If you read the NY Times Frugal Traveler back in June, you knew I was headed to the region of southern Italy called Puglia (Apulia, in Italian): basically the back of the boot. We rented a trullo near the hill town of Locorotondo, and drove there from Bari airport (about an hour) after flying Easy Jet from Milan.

There was a notable lack of non-Italian tourists in Puglia (though vacationing Italians were everywhere). The only town in which we encountered more than three or four other non-Italian tourists was Alberobello (which swung quite the other way and was so touristy it gave me a headache). I had to rely on my phrasebook; Tim had to rely on our GPS (gulp); and we enjoyed some truly local experiences— several of which were… festivals.

One of our first nights in Puglia we drove to the gorgeous seaside town Polignano a Mare. The town rises on cliffs out of the sea. The beaches at the bottom are perfect. And the streets were… filled with men in suits carrying instruments. There were also some wooden white arches. And then, while we were eating dinner at Osteria Leone, a whole group of altar-guys and a massive crucifix appeared over my shoulder.

Had I consumed too much delicious Puglian wine? No: it was the Feast of Saints Cosmas and Damian! I grew up Catholic, but my scant expectations at this point came from the stories of my friend Amy (to whom this post goes out). Amy lived for a time in a little Italian enclave of Cambridge, MA, that still hosts a yearly to-do in honor of these same two saints. (You can attend it in September 2011.) Crowds gathered and we dined and shortly after 8 PM someone struck up the band and the parade began. (The parade also frequently halted, as illustrated in this video.)

The parade headliners were the statues of Cosmas and Damian, carried (no small feat) through the old town by six or so men. The saints were followed by various societies, orders, religious persons, and bands. At one point there was someone praying into a megaphone and people were responding.

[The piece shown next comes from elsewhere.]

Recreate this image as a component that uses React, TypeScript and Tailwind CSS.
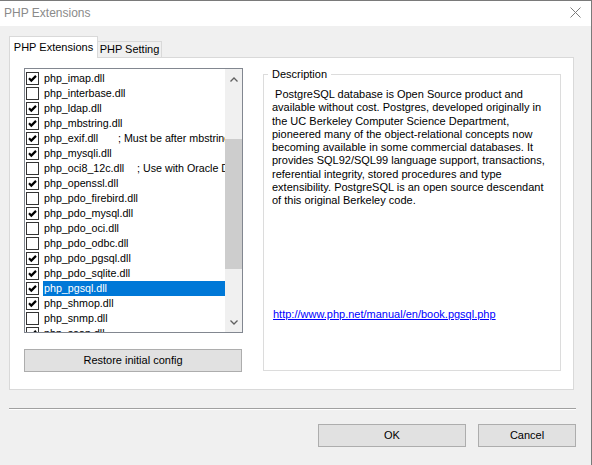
import React from "react";

type Ext = { name: string; on: boolean; note?: string; nameW?: string; sel?: boolean };

const exts: Ext[] = [
  { name: "php_imap.dll", on: true },
  { name: "php_interbase.dll", on: false },
  { name: "php_ldap.dll", on: true },
  { name: "php_mbstring.dll", on: true },
  { name: "php_exif.dll", on: true, note: "; Must be after mbstring as it depends on it", nameW: "w-[74px]" },
  { name: "php_mysqli.dll", on: true },
  { name: "php_oci8_12c.dll", on: false, note: "; Use with Oracle Database 12c Instant Client", nameW: "w-[93px]" },
  { name: "php_openssl.dll", on: true },
  { name: "php_pdo_firebird.dll", on: false },
  { name: "php_pdo_mysql.dll", on: true },
  { name: "php_pdo_oci.dll", on: false },
  { name: "php_pdo_odbc.dll", on: false },
  { name: "php_pdo_pgsql.dll", on: true },
  { name: "php_pdo_sqlite.dll", on: true },
  { name: "php_pgsql.dll", on: true, sel: true },
  { name: "php_shmop.dll", on: true },
  { name: "php_snmp.dll", on: false },
  { name: "php_soap.dll", on: true },
];

const desc = [
  "\u00a0PostgreSQL database is Open Source product and",
  "available without cost. Postgres, developed originally in",
  "the UC Berkeley Computer Science Department,",
  "pioneered many of the object-relational concepts now",
  "becoming available in some commercial databases. It",
  "provides SQL92/SQL99 language support, transactions,",
  "referential integrity, stored procedures and type",
  "extensibility. PostgreSQL is an open source descendant",
  "of this original Berkeley code.",
];

function CheckBox({ on }: { on: boolean }) {
  return (
    <span className="ml-[1px] flex h-[13px] w-[13px] shrink-0 items-center justify-center border border-[#333333] bg-white">
      {on && (
        <svg width="11" height="11" viewBox="0 0 11 11">
          <polyline points="2,5.3 4.3,7.6 9,2.9" fill="none" stroke="#000" strokeWidth="2.2" />
        </svg>
      )}
    </span>
  );
}

function Btn({ label, w }: { label: string; w: string }) {
  return (
    <button className={`${w} flex h-[23px] items-center justify-center border border-[#adadad] bg-[#e1e1e1] text-black`}>
      {label}
    </button>
  );
}

export default function App() {
  return (
    <div className="flex h-[465px] w-[592px] flex-col overflow-hidden border-t border-r border-[#7a7a7a] bg-[#f0f0f0] font-['Liberation_Sans',Arial,sans-serif] text-[11px] text-black">
      {/* title bar */}
      <div className="flex h-[25px] shrink-0 items-center justify-between bg-white pl-[4px] pr-[10px]">
        <span className="-mt-[1px] text-[12px] text-[#8a8a8a]">PHP Extensions</span>
        <svg width="11" height="11" viewBox="0 0 11 11" className="-mt-[2px]">
          <path d="M0.5 0.5 L10.5 10.5 M10.5 0.5 L0.5 10.5" stroke="#7c7c7c" strokeWidth="1" />
        </svg>
      </div>

      <div className="px-[9px] pt-[10px]">
        {/* tabs */}
        <div className="relative z-10 -mb-px flex h-[22px] items-end">
          <div className="flex h-[22px] w-[89px] items-center justify-center border border-b-0 border-[#d9d9d9] bg-white pb-[1px]">
            PHP Extensions
          </div>
          <div className="flex h-[17px] w-[64px] items-center justify-center border border-l-0 border-[#d9d9d9] bg-[#f0f0f0] pb-[1px]">
            PHP Setting
          </div>
        </div>

        {/* panel */}
        <div className="flex h-[333px] w-[565px] border border-[#d9d9d9] bg-white pl-[14px] pt-[10px]">
          <div className="flex w-[219px] flex-col">
            <div className="flex h-[265px] border border-[#828790] bg-white">
              <div className="flex w-[200px] flex-col overflow-hidden pt-[2px] text-[10.7px]">
                {exts.map((e) => (
                  <div key={e.name} className="flex h-[15px] shrink-0 items-center gap-[4px]">
                    <CheckBox on={e.on} />
                    <div
                      className={`flex h-[15px] min-w-0 flex-1 items-center overflow-hidden whitespace-nowrap pl-[1px] ${
                        e.sel ? "bg-[#0078d7] text-white" : ""
                      }`}
                    >
                      <span className={`shrink-0 ${e.nameW ?? ""}`}>{e.name}</span>
                      {e.note && <span className="shrink-0">{e.note}</span>}
                    </div>
                  </div>
                ))}
              </div>
              {/* scrollbar */}
              <div className="flex w-[17px] flex-col bg-[#f0f0f0]">
                <div className="flex h-[17px] items-center justify-center pt-[3px]">
                  <svg width="8" height="5" viewBox="0 0 8 5">
                    <polyline points="0.5,4.5 4,1 7.5,4.5" fill="none" stroke="#606060" strokeWidth="1.3" />
                  </svg>
                </div>
                <div className="flex flex-1 flex-col">
                  <div className="h-[53px]" />
                  <div className="h-[130px] bg-[#cdcdcd]" />
                </div>
                <div className="flex h-[17px] items-center justify-center pb-[2px]">
                  <svg width="8" height="5" viewBox="0 0 8 5">
                    <polyline points="0.5,0.5 4,4 7.5,0.5" fill="none" stroke="#606060" strokeWidth="1.3" />
                  </svg>
                </div>
              </div>
            </div>
            <div className="mt-[16px]">
              <Btn label="Restore initial config" w="w-[218px]" />
            </div>
          </div>

          {/* description group */}
          <div className="relative ml-[20px] mt-[6px] h-[297px] w-[298px] border border-[#dcdcdc] pl-[8px] pt-[13px]">
            <span className="absolute -top-[8px] left-[4px] bg-white px-[4px] leading-[15px]">Description</span>
            <div className="leading-[13.3px] whitespace-nowrap">
              {desc.map((l, i) => (
                <div key={i}>{l}</div>
              ))}
            </div>
            <a className="mt-[100px] ml-[1px] block leading-[13px] text-[#0000ff] underline" href="#">
              http://www.php.net/manual/en/book.pgsql.php
            </a>
          </div>
        </div>
      </div>

      {/* separator */}
      <div className="ml-[9px] mt-[18px] h-[2px] w-[567px] border-t border-b border-t-[#a0a0a0] border-b-white" />

      {/* buttons */}
      <div className="mt-[14px] flex justify-end gap-[12px] pr-[15px]">
        <Btn label="OK" w="w-[148px]" />
        <Btn label="Cancel" w="w-[98px]" />
      </div>
    </div>
  );
}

After completing our meal we took a walk through a small carnival, and saw those white wooden arches illuminated.

I loved this entire night, and part of the reason was that this festival was not something anyone was doing for or to attract tourists. This was simply life: a local festival in a beautiful town on a summer evening. Luckily for me, we got to experience the whole thing all over again two nights later in Locorotondo, where the festivities were in honor of St. Rocco. The parade began with the chiming of all the bells in town (quite a few), and fireworks overhead.

Waiting for the sun to set. The parades began around 8 PM.

Locorotondo's band was outstanding. I would gladly have listened to them play a whole concert!